Thomas F. DeFrantz directs SLIPPAGE:Performance|Culture|Technology, a research group that explores emerging technology in live performance applications. DeFrantz received the 2017 Outstanding Research in Dance award from the Dance Studies Association. DeFrantz believes in our shared capacity to do better, and to engage our creative spirit for a collective good that is anti-racist, anti-homophobic, proto-feminist, and queer affirming. DeFrantz acted as a consultant for the Smithsonian Museum of African American Life and Culture, contributing concept and a voice-over for a permanent installation on Black Social Dance that opened with the museum in 2016.

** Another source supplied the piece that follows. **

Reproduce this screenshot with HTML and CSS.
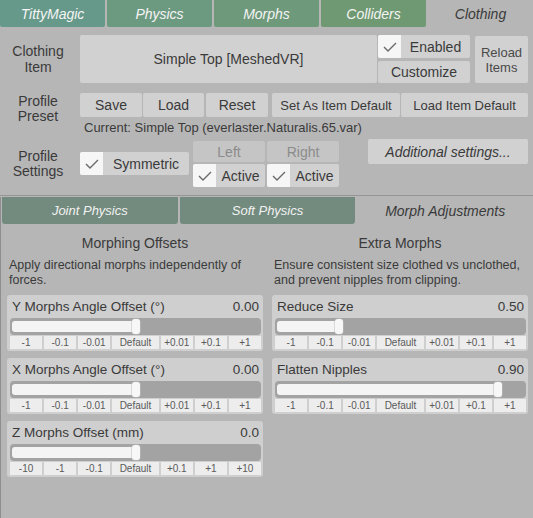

Books include Dancing Revelations Alvin Ailey's Embodiment of African American Culture (2004), Black Performance Theory, co-edited with Anita Gonzalez (2014), Choreography and Corporeality: Relay in Motion, co-edited with Philipa Rothfield (2016), and the Routledge Companion to African American Theater and Performance co-edited with Kathy Perkins, Sandra Richards, and Renee Alexander Craft (2018). Creative: Queer Theory! An Academic Travesty commissioned by the Theater Offensive of Boston and the Flynn Center for the Arts; fastDANCEpast, created for the Detroit Institute for the Arts; reVERSE-gesture-reVIEW commissioned by the Nasher Museum in response to the work of Kara Walker, January, 2017. Recent teaching: University of the Arts Mobile MFA in Dance; ImPulsTanz; SNDO; New Waves Institute; faculty at Hampshire College, Stanford, Yale, MIT, NYU, University of Nice. In 2013, working with Takiyah Nur Amin, he founded the Collegium for African Diaspora Dance, a growing consortium of 300 researchers.

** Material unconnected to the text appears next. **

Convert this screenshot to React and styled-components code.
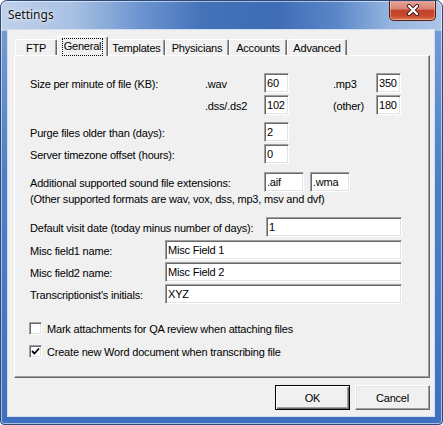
import React from "react";
import styled, { createGlobalStyle, css } from "styled-components";

const GlobalStyle = createGlobalStyle`
  html, body {
    margin: 0;
    padding: 0;
    background: #ffffff;
  }
  body {
    font-family: "Liberation Sans", Arial, sans-serif;
    font-size: 11px;
    letter-spacing: -0.2px;
    color: #000;
  }
`;

const Window = styled.div`
  width: 443px;
  height: 425px;
  box-sizing: border-box;
  border: 1px solid #2b4a7a;
  border-radius: 7px 7px 4px 4px;
  display: flex;
  flex-direction: column;
  overflow: hidden;
  background:
    linear-gradient(
        90deg,
        #bfd1ea 0%,
        #a9c1e3 16%,
        #6b93cf 32%,
        #4372b9 46%,
        #3e6cb5 62%,
        #5a86c8 76%,
        #95b4de 88%,
        #aec6e7 100%
      )
      top / 100% 30px no-repeat,
    linear-gradient(180deg, #7aa0d6 0%, #4f80c6 40%, #3f70c0 100%);
  box-shadow: inset 0 0 0 1px rgba(255, 255, 255, 0.55);
`;

const TitleBar = styled.div`
  height: 28px;
  flex: none;
  display: flex;
  align-items: flex-start;
`;

const Title = styled.div`
  padding: 6px 0 0 7px;
  font-family: "Noto Sans", "Open Sans", sans-serif;
  font-size: 12px;
  letter-spacing: 0;
  line-height: 16px;
  color: #111;
  text-shadow: 0 0 6px rgba(255, 255, 255, 0.9), 0 0 3px rgba(255, 255, 255, 0.8);
`;

const CloseButton = styled.div`
  width: 47px;
  height: 21px;
  margin: -1px 6px 0 auto;
  box-sizing: border-box;
  border: 1px solid #5c1d14;
  border-top: none;
  border-radius: 0 0 5px 5px;
  display: flex;
  align-items: center;
  justify-content: center;
  background: linear-gradient(
    180deg,
    #e7aa9e 0%,
    #d88272 45%,
    #c2412a 52%,
    #c84a2e 80%,
    #de7a52 100%
  );
  box-shadow: inset 0 0 0 1px rgba(255, 255, 255, 0.35);
`;

const Client = styled.div`
  flex: 1;
  margin: 0 7px 7px 6px;
  border: 1px solid #d3dff0;
  background: #f0f0f0;
  display: flex;
  flex-direction: column;
  padding: 6px 4px 6px 6px;
`;

const TabStrip = styled.div`
  height: 19px;
  display: flex;
  align-items: flex-end;
  padding-left: 1px;
`;

const Tab = styled.div`
  width: ${({ $w }) => $w}px;
  height: 16px;
  box-sizing: border-box;
  border: 1px solid;
  border-color: #ffffff #696969 transparent #ffffff;
  border-bottom: none;
  border-radius: 2px 2px 0 0;
  box-shadow: inset -1px 0 0 #a0a0a0;
  background: #f0f0f0;
  display: flex;
  align-items: center;
  justify-content: center;
  line-height: 13px;
  padding-top: 1px;
  ${({ $active }) =>
    $active &&
    css`
      height: 20px;
      margin-bottom: -1px;
      position: relative;
      z-index: 1;
      align-items: flex-start;
      padding-top: 1px;
    `}
`;

const FocusText = styled.span`
  border: 1px dotted #000;
  padding: 1px 1px 2px;
`;

const Panel = styled.div`
  height: 323px;
  box-sizing: border-box;
  border: 1px solid;
  border-color: #ffffff #696969 #696969 #ffffff;
  box-shadow: inset -1px -1px 0 #a0a0a0;
  padding: 17px 0 0 15px;
  display: flex;
  flex-direction: column;
`;

const SizeGrid = styled.div`
  display: grid;
  grid-template-columns: 175px 59px 25px 44px 43px 25px;
  grid-auto-rows: 20px;
  row-gap: 2px;
  align-items: center;
`;

const Row = styled.div`
  display: flex;
  align-items: center;
  height: ${({ $h }) => $h || 20}px;
  margin-top: ${({ $mt }) => $mt || 0}px;
`;

const Label = styled.span`
  flex: none;
  width: ${({ $w }) => ($w ? `${$w}px` : "auto")};
  white-space: nowrap;
  padding-top: 1px;
`;

const TextBox = styled.input`
  width: ${({ $w }) => $w}px;
  height: 20px;
  box-sizing: border-box;
  margin: 0 ${({ $mr }) => $mr || 0}px 0 0;
  padding: 0 0 0 2px;
  border: 1px solid;
  border-color: #a0a0a0 #ffffff #ffffff #a0a0a0;
  box-shadow: inset 1px 1px 0 #696969, inset -1px -1px 0 #e3e3e3;
  background: #fff;
  font-family: "Liberation Sans", Arial, sans-serif;
  font-size: 11px;
  letter-spacing: -0.2px;
  color: #000;
  outline: none;
`;

const Note = styled.div`
  height: 13px;
  line-height: 13px;
  margin-top: 1px;
  white-space: nowrap;
`;

const CheckRow = styled.label`
  display: flex;
  align-items: center;
  gap: 5px;
  height: 17px;
  margin-top: ${({ $mt }) => $mt}px;
  margin-left: -1px;
`;

const CheckBox = styled.span`
  width: 13px;
  height: 13px;
  box-sizing: border-box;
  border: 1px solid;
  border-color: #a0a0a0 #ffffff #ffffff #a0a0a0;
  box-shadow: inset 1px 1px 0 #696969, inset -1px -1px 0 #e3e3e3;
  background: #fff;
  display: flex;
  align-items: center;
  justify-content: center;
`;

const ButtonRow = styled.div`
  display: flex;
  justify-content: flex-end;
  gap: 5px;
  margin-top: 7px;
`;

const Button = styled.div`
  width: 75px;
  height: 25px;
  box-sizing: border-box;
  display: flex;
  align-items: center;
  justify-content: center;
  border: 1px solid;
  border-color: #ffffff #696969 #696969 #ffffff;
  box-shadow: inset -1px -1px 0 #a0a0a0, inset 1px 1px 0 #e3e3e3;
  background: #f0f0f0;
  ${({ $default }) =>
    $default &&
    css`
      border-color: #000;
      box-shadow: inset 1px 1px 0 #ffffff, inset -1px -1px 0 #696969,
        inset -2px -2px 0 #a0a0a0;
    `}
`;

const tabs = [
  { label: "FTP", w: 42 },
  { label: "General", w: 51, active: true },
  { label: "Templates", w: 57 },
  { label: "Physicians", w: 64 },
  { label: "Accounts", w: 58 },
  { label: "Advanced", w: 60 },
];

const CloseIcon = () => (
  <svg width="14" height="12" viewBox="0 0 14 12">
    <path
      d="M3 2 L11 10 M11 2 L3 10"
      stroke="#4a1a12"
      strokeWidth="4.2"
      strokeLinecap="round"
      fill="none"
    />
    <path
      d="M3 2 L11 10 M11 2 L3 10"
      stroke="#ffffff"
      strokeWidth="2.4"
      strokeLinecap="round"
      fill="none"
    />
  </svg>
);

const Check = () => (
  <svg width="9" height="9" viewBox="0 0 9 9">
    <path d="M1 4 L3.5 6.5 L8 1.5" stroke="#000" strokeWidth="1.8" fill="none" />
  </svg>
);

export default function App() {
  return (
    <>
      <GlobalStyle />
      <Window>
        <TitleBar>
          <Title>Settings</Title>
          <CloseButton>
            <CloseIcon />
          </CloseButton>
        </TitleBar>
        <Client>
          <TabStrip>
            {tabs.map((t) => (
              <Tab key={t.label} $w={t.w} $active={t.active}>
                {t.active ? <FocusText>{t.label}</FocusText> : t.label}
              </Tab>
            ))}
          </TabStrip>
          <Panel>
            <SizeGrid>
              <Label>Size per minute of file (KB):</Label>
              <Label>.wav</Label>
              <TextBox $w={25} value="60" readOnly />
              <span />
              <Label>.mp3</Label>
              <TextBox $w={25} value="350" readOnly />
              <span />
              <Label>.dss/.ds2</Label>
              <TextBox $w={25} value="102" readOnly />
              <span />
              <Label>(other)</Label>
              <TextBox $w={25} value="180" readOnly />
            </SizeGrid>
            <Row $mt={7}>
              <Label $w={234}>Purge files older than (days):</Label>
              <TextBox $w={25} value="2" readOnly />
            </Row>
            <Row $mt={2}>
              <Label $w={234}>Server timezone offset (hours):</Label>
              <TextBox $w={25} value="0" readOnly />
            </Row>
            <Row $mt={8}>
              <Label $w={234}>Additional supported sound file extensions:</Label>
              <TextBox $w={40} $mr={6} value=".aif" readOnly />
              <TextBox $w={40} value=".wma" readOnly />
            </Row>
            <Note>(Other supported formats are wav, vox, dss, mp3, msv and dvf)</Note>
            <Row $mt={11}>
              <Label $w={236}>Default visit date (today minus number of days):</Label>
              <TextBox $w={136} value="1" readOnly />
            </Row>
            <Row $mt={3}>
              <Label $w={135}>Misc field1 name:</Label>
              <TextBox $w={237} value="Misc Field 1" readOnly />
            </Row>
            <Row $mt={2}>
              <Label $w={135}>Misc field2 name:</Label>
              <TextBox $w={237} value="Misc Field 2" readOnly />
            </Row>
            <Row $mt={2}>
              <Label $w={135}>Transcriptionist's initials:</Label>
              <TextBox $w={237} value="XYZ" readOnly />
            </Row>
            <CheckRow $mt={16}>
              <CheckBox />
              <span>Mark attachments for QA review when attaching files</span>
            </CheckRow>
            <CheckRow $mt={6}>
              <CheckBox>
                <Check />
              </CheckBox>
              <span>Create new Word document when transcribing file</span>
            </CheckRow>
          </Panel>
          <ButtonRow>
            <Button $default>OK</Button>
            <Button>Cancel</Button>
          </ButtonRow>
        </Client>
      </Window>
    </>
  );
}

In 2015 DeFrantz created a tap work “tell me a secret” for students at Washington University in St. Louis; in 2016 DeFrantz created a contemporary improvisational work “...but are we good now?” for the students at Columbia College Chicago; in 2017 DeFrantz created the tap work “...how could I have known?” for students at Connecticut College; in 2018 DeFrantz created “➘4?” for students at Duke University.  In 2021 DeFrantz created "this is what i want" for students at the University of Iowa.  

TELEBREA - Futures of Black Dance - An Afrofuturist Fantasy (not far from today ...)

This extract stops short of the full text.